* START Dataset excerpt *

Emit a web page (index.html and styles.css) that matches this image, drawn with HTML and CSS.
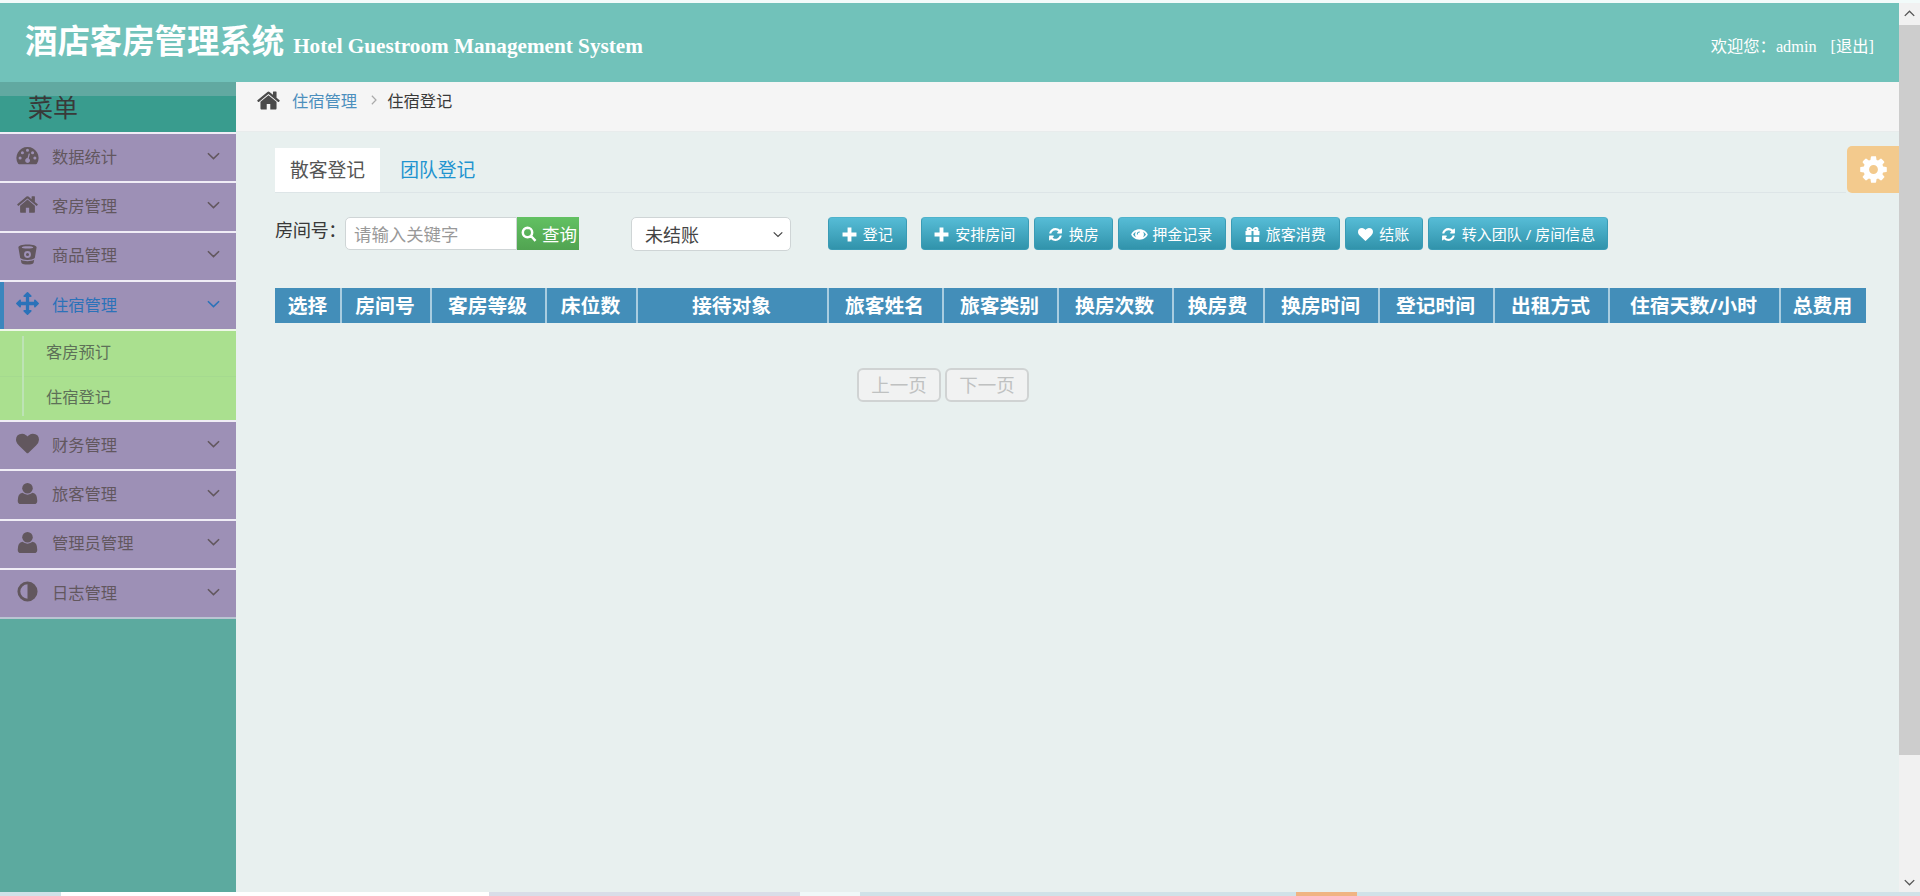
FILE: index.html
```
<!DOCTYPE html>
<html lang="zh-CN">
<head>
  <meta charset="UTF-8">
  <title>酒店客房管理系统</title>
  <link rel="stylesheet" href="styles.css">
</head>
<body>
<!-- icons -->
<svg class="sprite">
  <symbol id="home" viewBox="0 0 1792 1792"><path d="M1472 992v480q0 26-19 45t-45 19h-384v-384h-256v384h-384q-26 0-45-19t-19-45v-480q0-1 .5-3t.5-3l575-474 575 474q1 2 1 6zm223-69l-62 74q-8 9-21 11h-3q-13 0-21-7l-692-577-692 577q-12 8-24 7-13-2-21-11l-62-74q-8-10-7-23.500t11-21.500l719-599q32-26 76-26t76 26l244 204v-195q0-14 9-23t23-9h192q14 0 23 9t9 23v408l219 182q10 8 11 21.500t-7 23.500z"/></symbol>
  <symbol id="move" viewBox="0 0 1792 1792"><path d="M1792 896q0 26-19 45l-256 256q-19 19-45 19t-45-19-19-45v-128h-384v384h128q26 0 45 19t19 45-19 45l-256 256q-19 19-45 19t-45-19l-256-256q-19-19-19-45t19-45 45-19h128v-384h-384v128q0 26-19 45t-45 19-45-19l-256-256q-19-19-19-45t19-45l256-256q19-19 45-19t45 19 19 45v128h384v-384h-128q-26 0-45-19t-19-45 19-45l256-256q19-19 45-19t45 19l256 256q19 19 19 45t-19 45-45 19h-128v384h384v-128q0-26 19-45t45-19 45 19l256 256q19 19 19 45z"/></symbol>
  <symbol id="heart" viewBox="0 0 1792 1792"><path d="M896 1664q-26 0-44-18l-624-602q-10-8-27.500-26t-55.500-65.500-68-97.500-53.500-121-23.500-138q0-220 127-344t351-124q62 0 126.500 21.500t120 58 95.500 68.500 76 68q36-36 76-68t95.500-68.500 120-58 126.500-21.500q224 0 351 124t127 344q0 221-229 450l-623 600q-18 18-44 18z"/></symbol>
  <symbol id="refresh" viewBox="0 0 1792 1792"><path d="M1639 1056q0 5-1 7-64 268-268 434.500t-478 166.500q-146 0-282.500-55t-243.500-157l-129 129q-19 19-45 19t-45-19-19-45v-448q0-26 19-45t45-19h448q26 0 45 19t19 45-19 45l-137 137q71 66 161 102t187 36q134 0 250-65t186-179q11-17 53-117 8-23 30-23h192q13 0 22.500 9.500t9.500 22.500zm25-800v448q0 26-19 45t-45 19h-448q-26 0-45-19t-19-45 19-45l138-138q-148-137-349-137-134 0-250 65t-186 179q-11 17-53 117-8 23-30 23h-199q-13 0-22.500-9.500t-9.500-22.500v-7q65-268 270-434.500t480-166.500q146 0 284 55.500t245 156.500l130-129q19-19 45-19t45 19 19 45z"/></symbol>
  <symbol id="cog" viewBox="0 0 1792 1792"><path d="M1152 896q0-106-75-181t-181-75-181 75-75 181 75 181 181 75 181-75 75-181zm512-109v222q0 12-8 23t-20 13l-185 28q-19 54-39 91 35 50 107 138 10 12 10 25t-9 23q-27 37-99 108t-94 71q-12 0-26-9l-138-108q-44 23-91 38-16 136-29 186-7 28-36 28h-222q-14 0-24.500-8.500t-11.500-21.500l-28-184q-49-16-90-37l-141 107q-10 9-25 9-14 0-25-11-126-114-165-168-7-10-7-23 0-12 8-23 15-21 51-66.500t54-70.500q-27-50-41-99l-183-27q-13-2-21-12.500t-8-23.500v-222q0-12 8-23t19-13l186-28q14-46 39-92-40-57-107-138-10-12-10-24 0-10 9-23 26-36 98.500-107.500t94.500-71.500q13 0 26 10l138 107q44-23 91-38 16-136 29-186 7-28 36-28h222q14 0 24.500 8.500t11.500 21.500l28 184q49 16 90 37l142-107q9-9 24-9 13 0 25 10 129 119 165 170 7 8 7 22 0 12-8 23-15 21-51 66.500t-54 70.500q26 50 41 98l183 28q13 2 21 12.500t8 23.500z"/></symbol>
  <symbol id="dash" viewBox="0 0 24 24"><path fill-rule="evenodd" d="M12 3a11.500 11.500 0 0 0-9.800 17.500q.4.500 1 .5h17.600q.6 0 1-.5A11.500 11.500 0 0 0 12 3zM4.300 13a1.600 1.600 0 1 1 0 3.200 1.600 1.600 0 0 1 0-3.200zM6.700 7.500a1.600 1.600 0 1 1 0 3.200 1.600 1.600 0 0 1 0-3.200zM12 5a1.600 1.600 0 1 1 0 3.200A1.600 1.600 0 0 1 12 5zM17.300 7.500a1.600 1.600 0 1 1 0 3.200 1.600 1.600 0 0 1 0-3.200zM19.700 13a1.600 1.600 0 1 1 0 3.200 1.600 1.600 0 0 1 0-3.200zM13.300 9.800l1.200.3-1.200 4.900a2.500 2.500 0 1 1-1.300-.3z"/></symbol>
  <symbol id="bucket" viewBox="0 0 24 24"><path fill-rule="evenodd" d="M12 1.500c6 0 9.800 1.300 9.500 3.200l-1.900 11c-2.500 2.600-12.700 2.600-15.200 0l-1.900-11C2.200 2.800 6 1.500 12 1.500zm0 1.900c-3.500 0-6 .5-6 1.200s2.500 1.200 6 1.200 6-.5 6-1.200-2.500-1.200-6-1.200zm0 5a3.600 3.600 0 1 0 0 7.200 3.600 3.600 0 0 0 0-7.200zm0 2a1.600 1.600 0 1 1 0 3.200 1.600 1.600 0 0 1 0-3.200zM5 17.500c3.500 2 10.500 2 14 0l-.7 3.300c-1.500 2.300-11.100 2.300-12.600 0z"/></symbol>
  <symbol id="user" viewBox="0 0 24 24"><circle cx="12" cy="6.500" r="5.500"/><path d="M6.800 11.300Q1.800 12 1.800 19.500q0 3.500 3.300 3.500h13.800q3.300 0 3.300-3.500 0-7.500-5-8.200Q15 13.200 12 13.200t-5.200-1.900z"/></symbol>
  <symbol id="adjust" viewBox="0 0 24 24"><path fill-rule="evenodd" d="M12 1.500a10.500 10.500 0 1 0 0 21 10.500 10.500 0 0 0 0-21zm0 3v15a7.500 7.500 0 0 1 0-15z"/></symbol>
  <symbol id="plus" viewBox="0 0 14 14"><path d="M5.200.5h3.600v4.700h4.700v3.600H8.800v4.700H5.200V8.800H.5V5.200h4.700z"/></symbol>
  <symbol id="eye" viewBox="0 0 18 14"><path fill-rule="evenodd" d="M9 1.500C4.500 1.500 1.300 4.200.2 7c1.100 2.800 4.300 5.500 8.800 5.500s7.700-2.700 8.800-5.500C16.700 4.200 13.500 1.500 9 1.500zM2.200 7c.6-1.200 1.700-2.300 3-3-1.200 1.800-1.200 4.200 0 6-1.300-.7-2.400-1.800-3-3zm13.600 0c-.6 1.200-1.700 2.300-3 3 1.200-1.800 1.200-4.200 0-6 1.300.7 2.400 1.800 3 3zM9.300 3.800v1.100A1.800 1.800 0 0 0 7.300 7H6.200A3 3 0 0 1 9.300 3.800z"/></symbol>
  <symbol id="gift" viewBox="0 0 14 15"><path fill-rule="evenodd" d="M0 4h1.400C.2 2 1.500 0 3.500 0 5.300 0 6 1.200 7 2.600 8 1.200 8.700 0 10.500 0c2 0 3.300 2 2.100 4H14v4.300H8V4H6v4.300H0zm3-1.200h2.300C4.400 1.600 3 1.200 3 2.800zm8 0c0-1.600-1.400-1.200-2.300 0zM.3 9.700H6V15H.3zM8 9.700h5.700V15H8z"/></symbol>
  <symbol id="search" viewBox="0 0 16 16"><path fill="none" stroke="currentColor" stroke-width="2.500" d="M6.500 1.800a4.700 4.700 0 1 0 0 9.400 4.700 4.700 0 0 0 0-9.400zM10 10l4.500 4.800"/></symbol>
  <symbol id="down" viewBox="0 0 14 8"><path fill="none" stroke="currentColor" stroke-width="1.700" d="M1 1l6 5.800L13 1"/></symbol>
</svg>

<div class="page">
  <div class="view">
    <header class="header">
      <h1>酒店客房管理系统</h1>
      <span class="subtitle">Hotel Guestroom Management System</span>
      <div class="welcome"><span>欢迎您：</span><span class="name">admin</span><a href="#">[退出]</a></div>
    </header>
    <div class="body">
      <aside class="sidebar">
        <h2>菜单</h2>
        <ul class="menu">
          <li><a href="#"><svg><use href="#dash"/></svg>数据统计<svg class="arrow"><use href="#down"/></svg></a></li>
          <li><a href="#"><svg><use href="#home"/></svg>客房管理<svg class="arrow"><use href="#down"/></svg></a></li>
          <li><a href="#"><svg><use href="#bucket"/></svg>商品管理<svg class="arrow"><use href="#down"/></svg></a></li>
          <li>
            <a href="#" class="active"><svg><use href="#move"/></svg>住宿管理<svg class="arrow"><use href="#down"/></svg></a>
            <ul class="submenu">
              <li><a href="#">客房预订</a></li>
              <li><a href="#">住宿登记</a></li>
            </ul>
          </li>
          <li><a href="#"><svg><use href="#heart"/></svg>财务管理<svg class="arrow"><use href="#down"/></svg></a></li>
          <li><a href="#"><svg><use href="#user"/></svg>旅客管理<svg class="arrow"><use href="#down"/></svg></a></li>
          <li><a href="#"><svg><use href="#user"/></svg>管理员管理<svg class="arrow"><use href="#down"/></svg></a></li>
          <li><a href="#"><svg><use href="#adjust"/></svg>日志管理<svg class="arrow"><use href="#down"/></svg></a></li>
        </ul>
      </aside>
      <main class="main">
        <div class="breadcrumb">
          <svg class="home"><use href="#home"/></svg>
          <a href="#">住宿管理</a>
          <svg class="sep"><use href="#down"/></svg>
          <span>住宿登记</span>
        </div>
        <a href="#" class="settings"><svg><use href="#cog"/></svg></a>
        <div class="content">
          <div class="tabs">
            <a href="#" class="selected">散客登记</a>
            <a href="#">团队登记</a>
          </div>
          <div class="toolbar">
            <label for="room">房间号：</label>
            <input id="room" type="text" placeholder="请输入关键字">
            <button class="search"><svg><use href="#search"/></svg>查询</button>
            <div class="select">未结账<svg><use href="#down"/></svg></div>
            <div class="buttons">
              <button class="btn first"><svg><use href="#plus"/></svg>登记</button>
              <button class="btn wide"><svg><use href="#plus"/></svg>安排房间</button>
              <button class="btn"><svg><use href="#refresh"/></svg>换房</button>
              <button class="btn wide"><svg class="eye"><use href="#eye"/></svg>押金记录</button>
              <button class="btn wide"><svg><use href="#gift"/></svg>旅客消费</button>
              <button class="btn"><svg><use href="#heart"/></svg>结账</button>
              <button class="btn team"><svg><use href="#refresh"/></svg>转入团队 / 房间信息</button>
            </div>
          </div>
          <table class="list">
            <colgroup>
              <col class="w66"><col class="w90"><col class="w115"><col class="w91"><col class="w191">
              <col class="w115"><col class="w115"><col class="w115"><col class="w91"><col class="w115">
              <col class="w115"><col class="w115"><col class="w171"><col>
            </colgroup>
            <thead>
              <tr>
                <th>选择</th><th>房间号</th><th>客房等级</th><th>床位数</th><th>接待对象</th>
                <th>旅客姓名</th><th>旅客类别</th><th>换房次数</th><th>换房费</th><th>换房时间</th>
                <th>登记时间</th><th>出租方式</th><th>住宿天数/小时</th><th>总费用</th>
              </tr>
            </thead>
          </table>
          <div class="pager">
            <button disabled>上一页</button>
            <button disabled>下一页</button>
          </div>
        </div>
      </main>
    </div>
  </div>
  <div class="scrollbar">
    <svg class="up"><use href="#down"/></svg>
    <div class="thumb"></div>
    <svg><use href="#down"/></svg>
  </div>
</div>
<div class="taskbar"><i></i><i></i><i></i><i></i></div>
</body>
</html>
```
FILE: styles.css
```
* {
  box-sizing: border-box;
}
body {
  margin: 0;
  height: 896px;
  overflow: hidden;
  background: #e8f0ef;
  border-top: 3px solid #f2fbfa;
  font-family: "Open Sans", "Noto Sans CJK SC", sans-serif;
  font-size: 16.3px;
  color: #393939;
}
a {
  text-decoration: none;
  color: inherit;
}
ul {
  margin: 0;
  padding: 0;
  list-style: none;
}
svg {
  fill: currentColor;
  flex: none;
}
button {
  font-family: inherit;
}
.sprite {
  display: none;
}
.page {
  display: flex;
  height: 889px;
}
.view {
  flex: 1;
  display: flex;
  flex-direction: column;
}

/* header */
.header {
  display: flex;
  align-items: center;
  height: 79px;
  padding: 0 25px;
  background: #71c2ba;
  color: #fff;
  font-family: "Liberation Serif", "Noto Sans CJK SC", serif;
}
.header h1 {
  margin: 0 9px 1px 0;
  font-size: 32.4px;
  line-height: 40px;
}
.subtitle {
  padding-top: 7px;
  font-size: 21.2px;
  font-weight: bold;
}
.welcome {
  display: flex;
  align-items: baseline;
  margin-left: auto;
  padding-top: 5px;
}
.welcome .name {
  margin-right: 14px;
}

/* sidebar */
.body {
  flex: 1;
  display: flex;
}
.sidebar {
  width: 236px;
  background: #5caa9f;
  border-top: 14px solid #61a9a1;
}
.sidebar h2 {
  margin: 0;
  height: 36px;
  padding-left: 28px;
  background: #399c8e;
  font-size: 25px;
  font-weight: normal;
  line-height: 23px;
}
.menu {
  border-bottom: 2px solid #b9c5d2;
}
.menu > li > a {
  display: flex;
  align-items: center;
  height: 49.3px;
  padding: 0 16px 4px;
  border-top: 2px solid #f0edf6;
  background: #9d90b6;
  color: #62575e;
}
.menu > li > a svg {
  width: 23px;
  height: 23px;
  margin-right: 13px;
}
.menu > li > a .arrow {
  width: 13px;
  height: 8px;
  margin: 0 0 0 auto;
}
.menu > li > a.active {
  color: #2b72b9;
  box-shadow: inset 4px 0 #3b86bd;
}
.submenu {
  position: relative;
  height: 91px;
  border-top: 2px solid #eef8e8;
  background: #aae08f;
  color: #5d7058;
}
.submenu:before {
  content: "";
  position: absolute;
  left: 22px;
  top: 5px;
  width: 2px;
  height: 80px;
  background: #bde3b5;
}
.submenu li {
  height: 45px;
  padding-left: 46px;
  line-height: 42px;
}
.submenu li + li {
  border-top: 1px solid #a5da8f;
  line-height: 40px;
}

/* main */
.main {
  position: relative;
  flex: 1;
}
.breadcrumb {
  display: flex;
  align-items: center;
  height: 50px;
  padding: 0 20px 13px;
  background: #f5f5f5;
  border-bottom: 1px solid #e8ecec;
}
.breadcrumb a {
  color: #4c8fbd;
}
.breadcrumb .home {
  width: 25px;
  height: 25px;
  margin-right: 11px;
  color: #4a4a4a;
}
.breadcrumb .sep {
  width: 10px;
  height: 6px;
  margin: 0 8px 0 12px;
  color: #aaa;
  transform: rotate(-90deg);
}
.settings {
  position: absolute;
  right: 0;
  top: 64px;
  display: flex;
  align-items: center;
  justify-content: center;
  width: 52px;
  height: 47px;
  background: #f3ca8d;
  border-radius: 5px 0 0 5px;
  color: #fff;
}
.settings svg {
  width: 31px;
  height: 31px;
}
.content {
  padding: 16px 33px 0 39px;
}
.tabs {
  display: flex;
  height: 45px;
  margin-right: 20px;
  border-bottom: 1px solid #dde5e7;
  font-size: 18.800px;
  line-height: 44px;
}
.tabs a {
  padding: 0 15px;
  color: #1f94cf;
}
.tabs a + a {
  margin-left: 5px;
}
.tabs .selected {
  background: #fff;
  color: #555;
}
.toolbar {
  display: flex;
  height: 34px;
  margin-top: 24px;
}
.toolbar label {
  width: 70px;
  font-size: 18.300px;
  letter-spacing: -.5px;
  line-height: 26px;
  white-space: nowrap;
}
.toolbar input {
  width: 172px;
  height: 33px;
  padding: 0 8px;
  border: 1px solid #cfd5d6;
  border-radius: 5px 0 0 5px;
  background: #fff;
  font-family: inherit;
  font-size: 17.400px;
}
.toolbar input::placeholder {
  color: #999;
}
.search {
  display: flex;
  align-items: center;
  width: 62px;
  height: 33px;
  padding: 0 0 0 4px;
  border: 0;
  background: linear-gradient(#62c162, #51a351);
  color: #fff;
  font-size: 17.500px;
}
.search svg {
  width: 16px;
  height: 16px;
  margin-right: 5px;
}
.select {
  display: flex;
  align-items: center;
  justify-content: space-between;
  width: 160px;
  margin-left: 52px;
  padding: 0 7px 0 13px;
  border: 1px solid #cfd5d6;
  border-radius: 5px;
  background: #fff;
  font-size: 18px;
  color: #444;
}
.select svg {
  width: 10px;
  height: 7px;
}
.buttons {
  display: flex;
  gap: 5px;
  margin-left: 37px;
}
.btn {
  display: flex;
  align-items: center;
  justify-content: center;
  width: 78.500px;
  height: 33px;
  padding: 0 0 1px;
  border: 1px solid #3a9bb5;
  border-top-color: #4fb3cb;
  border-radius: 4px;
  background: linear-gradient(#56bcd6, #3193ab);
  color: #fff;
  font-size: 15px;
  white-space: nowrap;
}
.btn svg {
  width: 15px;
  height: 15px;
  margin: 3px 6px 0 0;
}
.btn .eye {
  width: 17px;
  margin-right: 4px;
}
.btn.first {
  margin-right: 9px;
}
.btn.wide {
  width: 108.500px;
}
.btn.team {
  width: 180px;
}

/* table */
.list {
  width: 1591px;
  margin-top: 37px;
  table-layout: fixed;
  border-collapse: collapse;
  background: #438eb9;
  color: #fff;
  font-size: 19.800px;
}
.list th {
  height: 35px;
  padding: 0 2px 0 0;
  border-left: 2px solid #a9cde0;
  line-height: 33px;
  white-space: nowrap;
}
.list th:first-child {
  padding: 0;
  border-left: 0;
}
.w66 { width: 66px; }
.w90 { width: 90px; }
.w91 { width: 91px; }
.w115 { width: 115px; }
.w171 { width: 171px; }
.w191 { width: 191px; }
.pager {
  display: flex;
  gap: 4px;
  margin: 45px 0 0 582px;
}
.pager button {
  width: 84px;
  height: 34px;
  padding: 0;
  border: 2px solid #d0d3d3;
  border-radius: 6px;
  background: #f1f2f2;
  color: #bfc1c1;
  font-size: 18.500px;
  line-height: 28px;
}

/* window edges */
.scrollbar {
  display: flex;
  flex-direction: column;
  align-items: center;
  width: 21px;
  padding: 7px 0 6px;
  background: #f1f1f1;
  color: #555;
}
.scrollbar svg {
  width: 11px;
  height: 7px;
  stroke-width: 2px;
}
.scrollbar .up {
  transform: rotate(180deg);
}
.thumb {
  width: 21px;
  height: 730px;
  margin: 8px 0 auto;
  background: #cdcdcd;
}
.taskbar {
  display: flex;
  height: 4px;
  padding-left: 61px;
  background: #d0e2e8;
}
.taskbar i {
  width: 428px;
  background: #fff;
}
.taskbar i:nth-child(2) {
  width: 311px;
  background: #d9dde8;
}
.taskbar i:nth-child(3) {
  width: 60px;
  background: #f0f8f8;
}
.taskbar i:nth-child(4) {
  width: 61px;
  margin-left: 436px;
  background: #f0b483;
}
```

* END Dataset excerpt *

Copy each line of the listing that contains the string "styles".

Emit a web page (index.html and styles.css) that matches this image, drawn with HTML and CSS.
  <link rel="stylesheet" href="styles.css">
FILE: styles.css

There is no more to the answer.